WASHINGTON, Dec 11 (Reuters) - Republicans in the U.S. House of Representatives on Wednesday were falling in line behind a two-year budget deal negotiated behind closed doors, indicating that this normally rambunctious group of lawmakers is not spoiling for a year-end fiscal fight.
Despite conservative groups denouncing the $85 billion plan, the Republican-controlled House could vote as early as Thursday to lock into place a measure that would minimize chances of any further government shutdowns at least until October, 2015.
Passage in the House would all but guarantee the same in the Senate, probably next week.
Representative Tom Cole told reporters that a majority of his fellow House Republicans will vote for the budget deal, which would replace some of the indiscriminate across-the-board agency spending cuts that are scheduled for the next two years.

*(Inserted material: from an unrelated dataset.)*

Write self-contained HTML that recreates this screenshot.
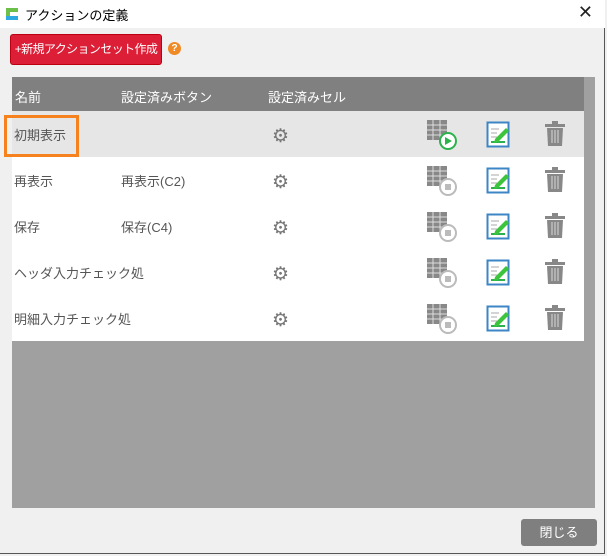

"A lot of support was expressed for it" during a closed meeting of House Republicans, Cole told reporters.
The plan announced late on Tuesday by Senate Budget Committee Chairwoman Patty Murray, a Democrat, and House Budget Committee Chairman Paul Ryan, a Republican, marked a shift away from three years of budget standoffs.
Those standoffs became so partisan that they led to a 16-day partial government shutdown in October after many federal agencies were left with no money to operate.
The sea change in a Congress that opinion polls show is scorned by the public, also came as Republicans are investing nearly all of their energy in showcasing problems with President Barack Obama's landmark healthcare law.
Another messy fight over the budget could have taken attention away from "Obamacare" after Republicans have scored public relations gains from the flawed roll-out of the program in October.
Republicans have openly acknowledged that they also did not want a budget fight to tamp down consumer confidence during the Christmas season that is so crucial to retailers. But at the same time, they have resisted Democratic efforts during budget negotiations to extend federal benefits for the long-term unemployed, which are set to expire later this month.